The Outskirts Of Hope: A Memoir Of The 1960s Deep South
By Jo Ivester
“Many Americans live on the outskirts of hope,” President Lyndon Johnson said in his historic 1964 War on Poverty speech. “Some because of their poverty and some because of their color, and all too many because of both. Our task is to help replace their despair with opportunity.”
The Outskirts of Hope: A Memoir of the 1960s Deep South tells the story of a white Massachusetts family who accepted that challenge. In 1967, Dr. Leon Kruger traded his successful pediatric practice for a two-year assignment to establish and run a public-health clinic in Mound Bayou, Mississippi. He and his wife, Aura, sold their home and moved with three children from Boston to the poverty-stricken, all-black town of 1,300 people.
This first-person story, written by daughter Jo Ivester in her mother’s words, consists mostly of Aura’s reconstructed journal entries, interspersed with Jo’s childhood recollections. “Both my mother and I kept journals of our time in Mound Bayou,” Ivester writes in the prologue. “Hers is the basis of the true story you are about to read. I burned mine decades ago because I was embarrassed by all that happened and couldn’t imagine ever wanting to share my story. Reading my mother’s journals, I was surprised how vividly and completely those memories came back.”
She describes how her mother objected to the move and worried about the children’s education, but acceded to her father’s wishes. “I didn’t complain,” Aura wrote in her journal. “In our twenty-five years of marriage, I never complained, even if I felt Leon was being unfair.” Two mobile homes were moved to an empty lot in Mound Bayou to provide a home for the Kruger family. Although small, the units were brand new and had air-conditioning. “It was still home,” Aura concluded.
The only modern facility in Mound Bayou, other than the new clinic, was a swimming pool that had been paid for by the neighboring town of Cleveland. As Leon explained to Aura, “One of their city council members raised a concern that with all the civil rights stuff going on, blacks might try to swim there. . . . The rest of the council was so horrified they offered to pay for a pool in Mound Bayou, in exchange for a promise that blacks would never try to swim in theirs.”
Although ten-year-old Jo and her two older brothers were the only white kids in their school, they made friends and adjusted to their new environment. The Krugers participated fully in the town’s activities, attending all the sports events and local dances. When Aura worried whether residents considered them outsiders, Leon told her, “Of course they think we’re outsiders. We are. But that doesn’t mean they don’t want us and the clinic.” Both Dr. Kruger and Aura became respected and appreciated figures in Mound Bayou. Not much is said about the clinic in The Outskirts of Hope; it focuses mainly on Aura’s role as an English teacher at the local high school, with the doctor supporting his wife as she became a civil rights advocate. She taught remedial reading, self-esteem, civil rights literature, and an awareness of the outside world. “One night over dinner,” she recorded in her journal, “Leon told me how he’d provided medical care that day for a young black teacher who had been taken to jail and beaten for the crime of encouraging her students to stand up for their rights—a crime I committed myself every day in my classroom.”

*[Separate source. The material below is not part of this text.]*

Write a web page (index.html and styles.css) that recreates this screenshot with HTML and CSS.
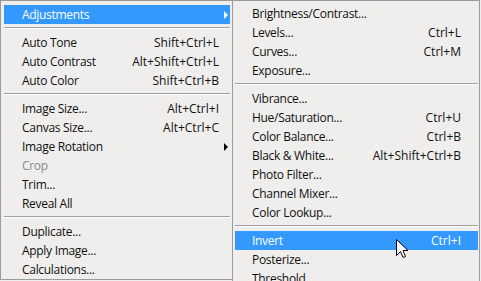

Near the end of Dr. Kruger’s two-year assignment, Jo was assaulted one afternoon in a treehouse hangout. “If the KKK finds out that four black boys attacked a white girl,” the local priest warned Aura, “they might burn down the whole town in retaliation. I hate to say it, but for the well-being of the town, I think it’s time for you to go back to Boston.” After several quickly arranged farewell parties, the family left.
While researching material for The Outskirts of Hope, Ivester returned to Mound Bayou in 2008. The town had doubled in size, and federal funds had paid for replacing shacks with actual houses. The clinic was the area’s biggest employer, and many local residents had graduated from college as medical professionals. “Forty-one years earlier,” Ivester writes, “I’d moved to Mound Bayou a naïve ten-year-old girl, believing I could handle anything that came my way. Returning as an adult, I realized that the strength I’d developed during our time there gave me the ability to do just that.” She confronted her main attacker, and he apologized “for what we did to you.”
This compelling story held my attention throughout, and the schoolteacher thread reminded me of movies such as Freedom Writers, To Sir With Love, and Up the Down Staircase. Pertinent quotes and photos at the beginning of each chapter illustrate the atmosphere of this tumultuous period in the Deep South. I highly recommend The Outskirts of Hope.